Le syndicat se pose la question de l'après : "il faut 31 mois pour former un magistrat donc forcément, il y a un délai à prendre en compte, nous aimerions avoir un plan à plus long terme. L'activité judiciaire est croissante (dû en partie aux politiques judiciaires mises en place), pourtant, nous n'avons pas assez de personnels." Le magistrat prend comme critère le nombre de magistrats par rapport au nombre d'habitants, c'est le critère retenu par le Conseil de l'Europe dans la Commission européenne pour l’efficacité de la justice (CEPEJ).
En France, ce ratio n'est pas très bon : pour les juges professionnels par exemple, la CEPEJ (dans des chiffres de 2020) note 11,16 juges pour 100 000 habitants en France alors que la médiane est à 17,60. Pour les procureurs, nous sommes à 3,19 (pour 100 000 habitants) contre 11,10 au sein du Conseil de l'Europe.
Ce plan devrait permettre de parer à l'urgence, mais selon l'organisation syndicale, c'est encore trop peu pour répondre à la mission de service public.
La réponse du ministère de la Justice
Le ministère de la Justice a tenu à apporter à France 3 des précisions par le biais de son porte-parole : l'objectif était de faire confiance au terrain.
99% des besoins ont été accordés par la Chancellerie.

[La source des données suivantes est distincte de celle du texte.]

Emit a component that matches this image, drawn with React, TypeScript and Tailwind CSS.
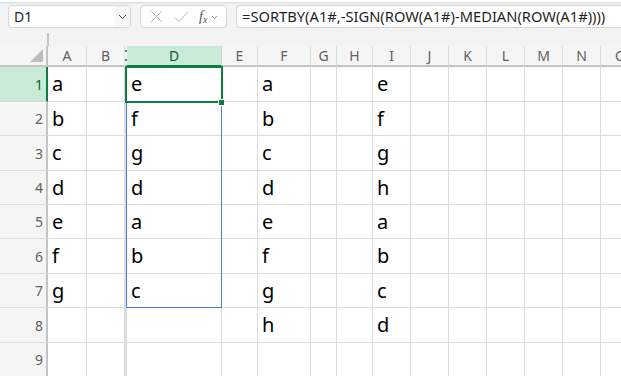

Chancellerie, ministère de la Justiceà France 3 Côte d'Azur
La Chancellerie souhaite rappeler que ce sont les présidents et procureurs qui ont dialogué avec les chefs de cours et qui ont fait remonter leurs besoins : "au contraire, c'est vraiment une approche qui se veut déconcentrée. Concrètement, ce sont 3 300 postes qui arriveront d'ici à 2027." Le ministère met en avant un travail de fond, lancé depuis plusieurs années qui vise à renforcer la justice à plusieurs niveaux : "en janvier, il était 459 à sortir de l'école de la magistrature, c'est une année record (pour comparaison, certaines années, c'était moins d'une centaine)."
Pour le garde des Sceaux, l'objectif est de "diviser par deux les délais en première instance".